Of course the attraction of the day was the whales. Were we going to see any? And the Dall’s porpoise — are they going to try to race the boat? Yes, of course they are, but not until we were coming to the glacier on the way back. Whales, though we saw in some numbers. The captain identified the first ones we saw as Sei Whales, and indeed pictures taken by Albert confirmed it.

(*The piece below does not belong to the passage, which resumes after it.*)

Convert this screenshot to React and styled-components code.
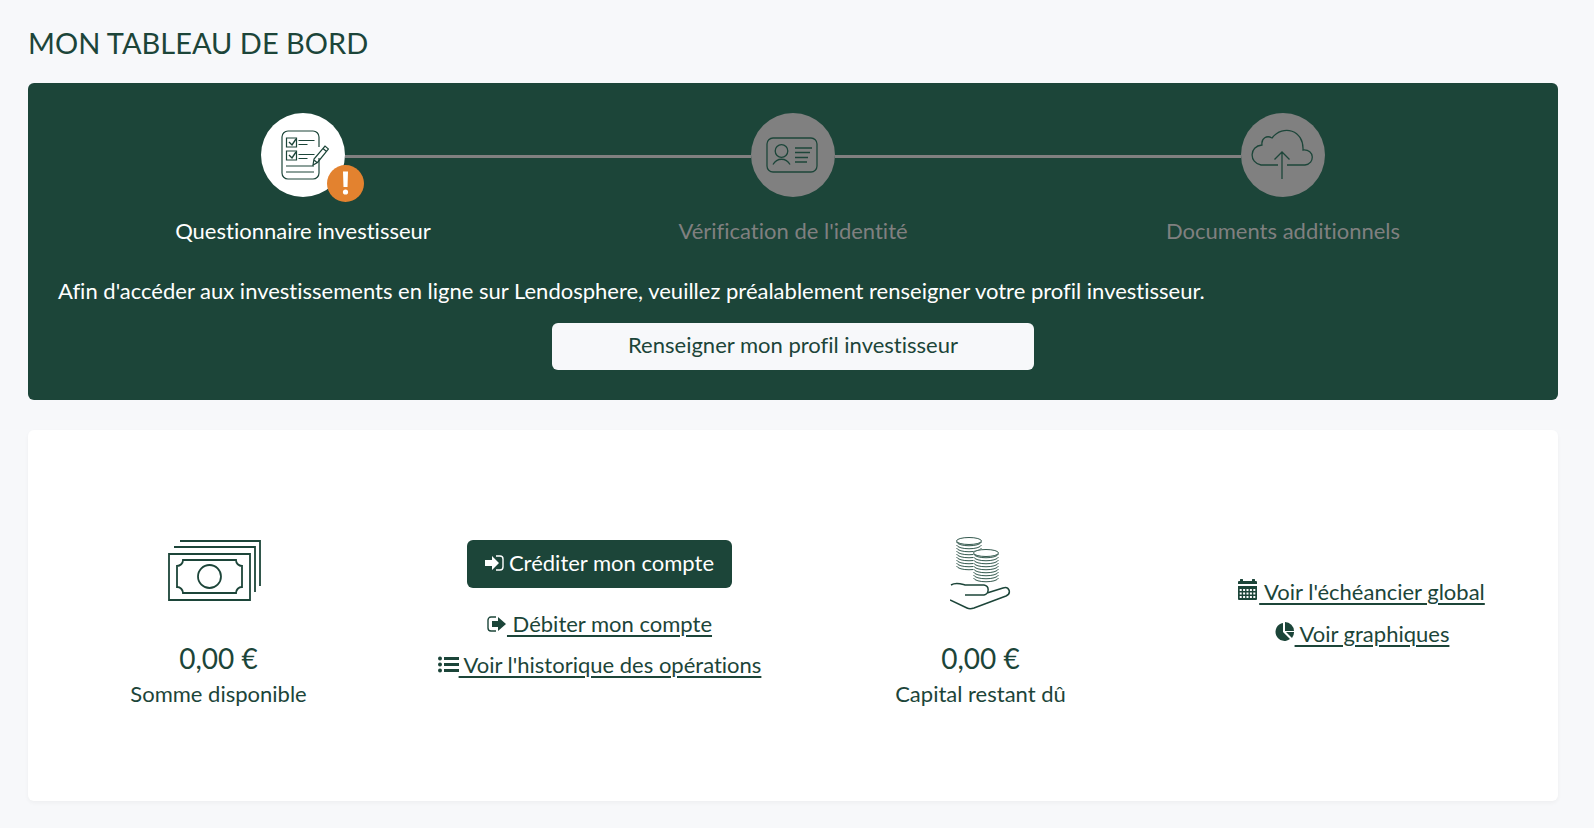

I should take the time at this point to let you know that Albert is an avid amateur/professional photographer. He has two high-end Nikon cameras, and the long lenses to put on them. He gets some great pictures, but the camera structures he uses are heavy to carry around, and take a weight lifter to hold steady (my humble opinion). He uses them to perfection, though. He has some examples of his work in his van, which he let me take a look at. High quality stuff, mostly animals (which makes sense since he spends so much time leading these expeditions to see animals here). His outfits suit his purpose perfectly, I think.
Back to the boat trip. We saw the Sei Whales swimming side by side, and taking in and expelling air. They were near enough to the boat to allow good pictures by all. We didn’t see any Orcas, unfortunately, but on the way back to the harbor, we were treated to a water flapping scene by a happy hump-back whale. He was kind enough to do it a number of times to get our attention, and to allow us to motor back to him and watch for awhile.
We did a sail-by of one of the glaciers that feeds into the Kenai Fjord. The captain took us up within a quarter mile of the face, and we were treated to some calving and the thunder and squeaking of the glacier as we watched the ice fall. The trip was a long one (we were on board at 11:30 and back at 5:30). We then were taken to the train station right near by and started our trip to Anchorage. We got an excellent dinner on the train, were seated in the dome car to see the countryside, and treated to a good trip, arriving in Anchorage just before 11:00 pm. Albert and Marlene loaded us into their vans and took us to the hotel for the night.